God, Kṛṣṇa, is called Ajita. Ajita means nobody can conquer God. Therefore His name is Ajita. Just like God has innumerable... He is unlimited, and His functions and activities are unlimited. And according to His activities, His names are also unlimited. So this is one of the names, Ajita. Ajita means "the personality who is never conquered." Nobody can conquer Him. Therefore His name is Ajita. So there is a very nice verse in the Śrīmad-Bhāgavatam,
- jñāne prayāsam udapāsya namanta eva
- jīvanti san-mukharitāṁ bhavadīya-vārtām
- sthāne sthitāḥ śruti-gatāṁ tanu-vāṅ-manobhir
- ye prāyaśo 'jita jito 'py asi tais tri-lokyām
Brahmā is praying Lord Kṛṣṇa in this way, that "A person," jñāne prayāsam udapāsya, "giving up the futile endeavor to understand the Supreme by one's limited knowledge..." Give.
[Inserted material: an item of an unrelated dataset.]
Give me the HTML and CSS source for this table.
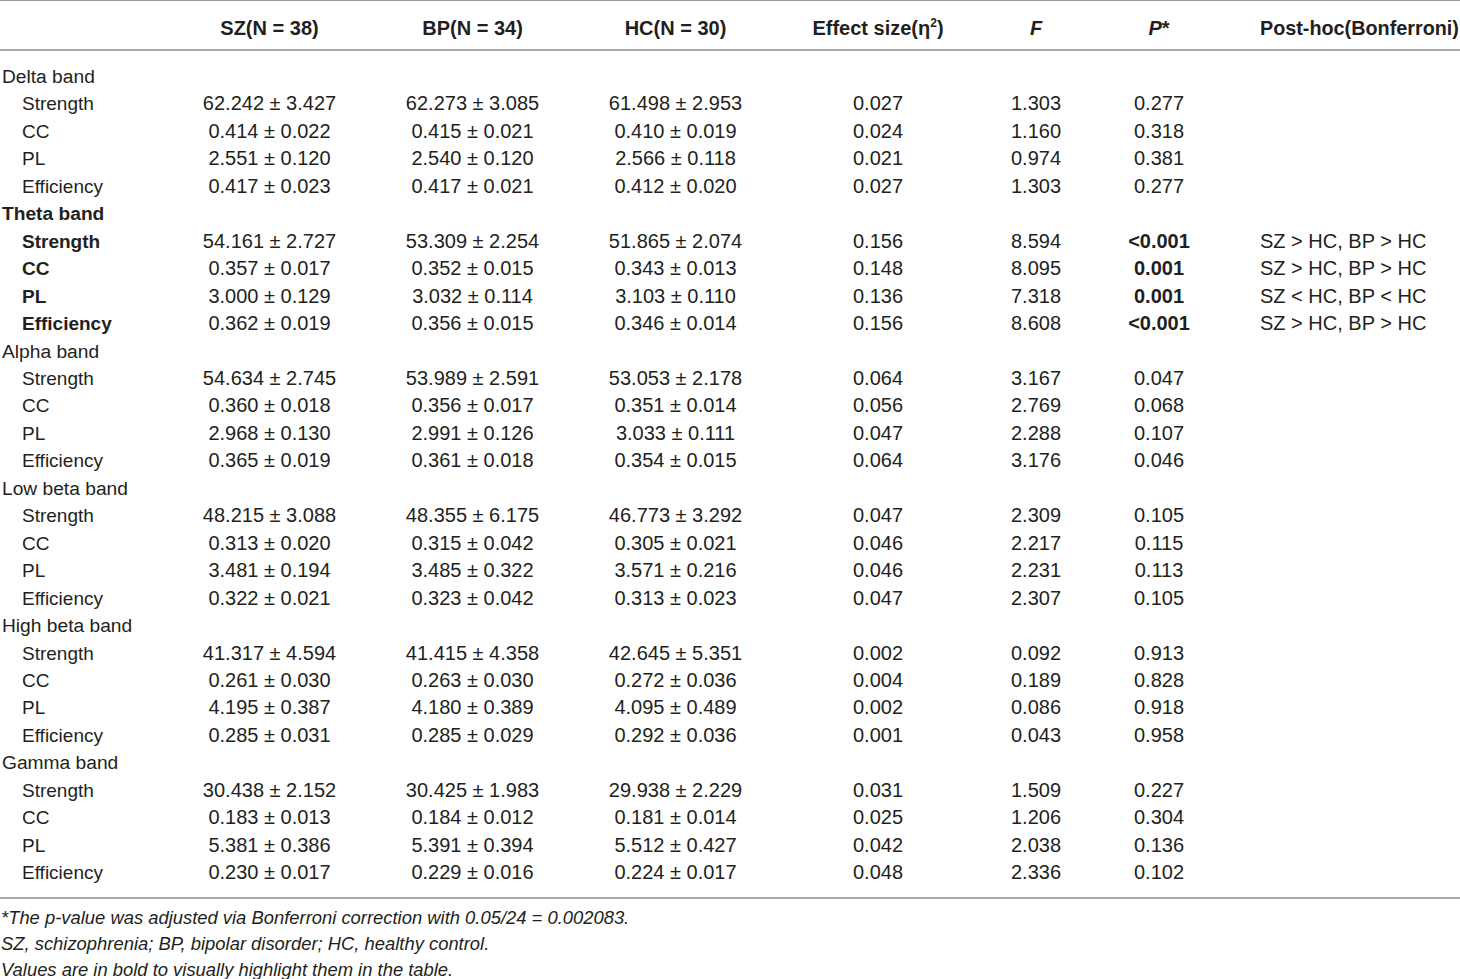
FILE: index.html
```html
<!DOCTYPE html>
<html lang="en">
<head>
    <meta charset="UTF-8">
    <title>Network metrics by frequency band</title>
    <link rel="stylesheet" href="styles.css">
</head>
<body>
    <div class="wrap">
        <table class="stats">
            <colgroup>
                <col class="c-name">
                <col class="c-grp">
                <col class="c-grp">
                <col class="c-grp">
                <col class="c-eff">
                <col class="c-f">
                <col class="c-p">
                <col class="c-post">
            </colgroup>
            <thead>
                <tr>
                    <th></th>
                    <th>SZ(N = 38)</th>
                    <th>BP(N = 34)</th>
                    <th>HC(N = 30)</th>
                    <th>Effect size(&eta;<sup>2</sup>)</th>
                    <th><i>F</i></th>
                    <th><i>P</i>*</th>
                    <th class="post">Post-hoc(Bonferroni)</th>
                </tr>
            </thead>
            <tbody>
                <tr class="first"><td class="band">Delta band</td><td></td><td></td><td></td><td></td><td></td><td></td><td></td></tr>
                <tr><td class="sub">Strength</td><td>62.242 &plusmn; 3.427</td><td>62.273 &plusmn; 3.085</td><td>61.498 &plusmn; 2.953</td><td>0.027</td><td>1.303</td><td>0.277</td><td class="post"></td></tr>
                <tr><td class="sub">CC</td><td>0.414 &plusmn; 0.022</td><td>0.415 &plusmn; 0.021</td><td>0.410 &plusmn; 0.019</td><td>0.024</td><td>1.160</td><td>0.318</td><td class="post"></td></tr>
                <tr><td class="sub">PL</td><td>2.551 &plusmn; 0.120</td><td>2.540 &plusmn; 0.120</td><td>2.566 &plusmn; 0.118</td><td>0.021</td><td>0.974</td><td>0.381</td><td class="post"></td></tr>
                <tr><td class="sub">Efficiency</td><td>0.417 &plusmn; 0.023</td><td>0.417 &plusmn; 0.021</td><td>0.412 &plusmn; 0.020</td><td>0.027</td><td>1.303</td><td>0.277</td><td class="post"></td></tr>

                <tr><td class="band bold">Theta band</td><td></td><td></td><td></td><td></td><td></td><td></td><td></td></tr>
                <tr><td class="sub bold">Strength</td><td>54.161 &plusmn; 2.727</td><td>53.309 &plusmn; 2.254</td><td>51.865 &plusmn; 2.074</td><td>0.156</td><td>8.594</td><td class="bold">&lt;0.001</td><td class="post">SZ &gt; HC, BP &gt; HC</td></tr>
                <tr><td class="sub bold">CC</td><td>0.357 &plusmn; 0.017</td><td>0.352 &plusmn; 0.015</td><td>0.343 &plusmn; 0.013</td><td>0.148</td><td>8.095</td><td class="bold">0.001</td><td class="post">SZ &gt; HC, BP &gt; HC</td></tr>
                <tr><td class="sub bold">PL</td><td>3.000 &plusmn; 0.129</td><td>3.032 &plusmn; 0.114</td><td>3.103 &plusmn; 0.110</td><td>0.136</td><td>7.318</td><td class="bold">0.001</td><td class="post">SZ &lt; HC, BP &lt; HC</td></tr>
                <tr><td class="sub bold">Efficiency</td><td>0.362 &plusmn; 0.019</td><td>0.356 &plusmn; 0.015</td><td>0.346 &plusmn; 0.014</td><td>0.156</td><td>8.608</td><td class="bold">&lt;0.001</td><td class="post">SZ &gt; HC, BP &gt; HC</td></tr>

                <tr><td class="band">Alpha band</td><td></td><td></td><td></td><td></td><td></td><td></td><td></td></tr>
                <tr><td class="sub">Strength</td><td>54.634 &plusmn; 2.745</td><td>53.989 &plusmn; 2.591</td><td>53.053 &plusmn; 2.178</td><td>0.064</td><td>3.167</td><td>0.047</td><td class="post"></td></tr>
                <tr><td class="sub">CC</td><td>0.360 &plusmn; 0.018</td><td>0.356 &plusmn; 0.017</td><td>0.351 &plusmn; 0.014</td><td>0.056</td><td>2.769</td><td>0.068</td><td class="post"></td></tr>
                <tr><td class="sub">PL</td><td>2.968 &plusmn; 0.130</td><td>2.991 &plusmn; 0.126</td><td>3.033 &plusmn; 0.111</td><td>0.047</td><td>2.288</td><td>0.107</td><td class="post"></td></tr>
                <tr><td class="sub">Efficiency</td><td>0.365 &plusmn; 0.019</td><td>0.361 &plusmn; 0.018</td><td>0.354 &plusmn; 0.015</td><td>0.064</td><td>3.176</td><td>0.046</td><td class="post"></td></tr>

                <tr><td class="band">Low beta band</td><td></td><td></td><td></td><td></td><td></td><td></td><td></td></tr>
                <tr><td class="sub">Strength</td><td>48.215 &plusmn; 3.088</td><td>48.355 &plusmn; 6.175</td><td>46.773 &plusmn; 3.292</td><td>0.047</td><td>2.309</td><td>0.105</td><td class="post"></td></tr>
                <tr><td class="sub">CC</td><td>0.313 &plusmn; 0.020</td><td>0.315 &plusmn; 0.042</td><td>0.305 &plusmn; 0.021</td><td>0.046</td><td>2.217</td><td>0.115</td><td class="post"></td></tr>
                <tr><td class="sub">PL</td><td>3.481 &plusmn; 0.194</td><td>3.485 &plusmn; 0.322</td><td>3.571 &plusmn; 0.216</td><td>0.046</td><td>2.231</td><td>0.113</td><td class="post"></td></tr>
                <tr><td class="sub">Efficiency</td><td>0.322 &plusmn; 0.021</td><td>0.323 &plusmn; 0.042</td><td>0.313 &plusmn; 0.023</td><td>0.047</td><td>2.307</td><td>0.105</td><td class="post"></td></tr>

                <tr><td class="band">High beta band</td><td></td><td></td><td></td><td></td><td></td><td></td><td></td></tr>
                <tr><td class="sub">Strength</td><td>41.317 &plusmn; 4.594</td><td>41.415 &plusmn; 4.358</td><td>42.645 &plusmn; 5.351</td><td>0.002</td><td>0.092</td><td>0.913</td><td class="post"></td></tr>
                <tr><td class="sub">CC</td><td>0.261 &plusmn; 0.030</td><td>0.263 &plusmn; 0.030</td><td>0.272 &plusmn; 0.036</td><td>0.004</td><td>0.189</td><td>0.828</td><td class="post"></td></tr>
                <tr><td class="sub">PL</td><td>4.195 &plusmn; 0.387</td><td>4.180 &plusmn; 0.389</td><td>4.095 &plusmn; 0.489</td><td>0.002</td><td>0.086</td><td>0.918</td><td class="post"></td></tr>
                <tr><td class="sub">Efficiency</td><td>0.285 &plusmn; 0.031</td><td>0.285 &plusmn; 0.029</td><td>0.292 &plusmn; 0.036</td><td>0.001</td><td>0.043</td><td>0.958</td><td class="post"></td></tr>

                <tr><td class="band">Gamma band</td><td></td><td></td><td></td><td></td><td></td><td></td><td></td></tr>
                <tr><td class="sub">Strength</td><td>30.438 &plusmn; 2.152</td><td>30.425 &plusmn; 1.983</td><td>29.938 &plusmn; 2.229</td><td>0.031</td><td>1.509</td><td>0.227</td><td class="post"></td></tr>
                <tr><td class="sub">CC</td><td>0.183 &plusmn; 0.013</td><td>0.184 &plusmn; 0.012</td><td>0.181 &plusmn; 0.014</td><td>0.025</td><td>1.206</td><td>0.304</td><td class="post"></td></tr>
                <tr><td class="sub">PL</td><td>5.381 &plusmn; 0.386</td><td>5.391 &plusmn; 0.394</td><td>5.512 &plusmn; 0.427</td><td>0.042</td><td>2.038</td><td>0.136</td><td class="post"></td></tr>
                <tr class="last"><td class="sub">Efficiency</td><td>0.230 &plusmn; 0.017</td><td>0.229 &plusmn; 0.016</td><td>0.224 &plusmn; 0.017</td><td>0.048</td><td>2.336</td><td>0.102</td><td class="post"></td></tr>
            </tbody>
        </table>
        <div class="notes">
            <p>*The p-value was adjusted via Bonferroni correction with 0.05/24 = 0.002083.</p>
            <p>SZ, schizophrenia; BP, bipolar disorder; HC, healthy control.</p>
            <p>Values are in bold to visually highlight them in the table.</p>
        </div>
    </div>
</body>
</html>
```

FILE: styles.css
```css
body {
    margin: 0;
    background: #ffffff;
    font-family: 'Liberation Sans', Arial, sans-serif;
    color: #231f20;
}

.wrap {
    width: 1460px;
}

.stats {
    width: 1460px;
    table-layout: fixed;
    border-collapse: collapse;
    font-size: 20px;
    border-top: 1px solid #9a9a9a;
}

.c-name { width: 168px; }
.c-grp { width: 203px; }
.c-eff { width: 202px; }
.c-f { width: 114px; }
.c-p { width: 132px; }
.c-post { width: 235px; }

.stats th {
    height: 42px;
    padding: 6px 0 0;
    font-weight: bold;
    text-align: center;
    white-space: nowrap;
    border-bottom: 2px solid #a8a8a8;
}

.stats th.post {
    font-size: 19.8px;
}

.stats th sup {
    font-size: 12px;
    line-height: 0;
}

.stats td {
    height: 27.45px;
    padding: 0;
    text-align: center;
    white-space: nowrap;
    line-height: 27.45px;
}

.stats tr.first td {
    padding-top: 12px;
}

.stats tr.last td {
    padding-bottom: 10px;
    border-bottom: 2px solid #a8a8a8;
}

.stats .post {
    text-align: left;
    padding-left: 35px;
}

.stats td.band {
    text-align: left;
    padding-left: 2px;
    font-size: 19.2px;
}

.stats td.sub {
    text-align: left;
    padding-left: 22px;
    font-size: 19px;
}

.bold {
    font-weight: bold;
}

.notes {
    padding-top: 6px;
    font-style: italic;
    font-size: 18.4px;
}

.notes p {
    margin: 0;
    padding-left: 1px;
    line-height: 26px;
}
```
Give up this attempt. Jñāne prayāsam. Jñāne prayāsam means that the theosophists, the philosophers, they are trying years after years, life after years—"What is God? What is God? What is the Absolute Truth?" Just like we throw sputniks—"How much the space is length and breadth?" This is frog philosophy. Just like several times I have recited: A frog is measuring the length and breadth of Atlantic Ocean. You see? A frog, whose life is within the well, three feet, three cubic feet, measurement, he's trying to measure what is the length and breadth of Atlantic and Pacific Ocean. Similarly, our attempt to measure how far this outer space is—just like that, futile. And what to speak of this, speak of this space, our measurement of our limited knowledge... With the limited knowledge, if we want to know how far, how much long and short is God, it is a futile attempt, futile at... It is not possible. So Bhāgavata recommends, jñāne prayāsam udapāsya: "Just give up this nonsense habit, to measure the Supreme." It is not possible.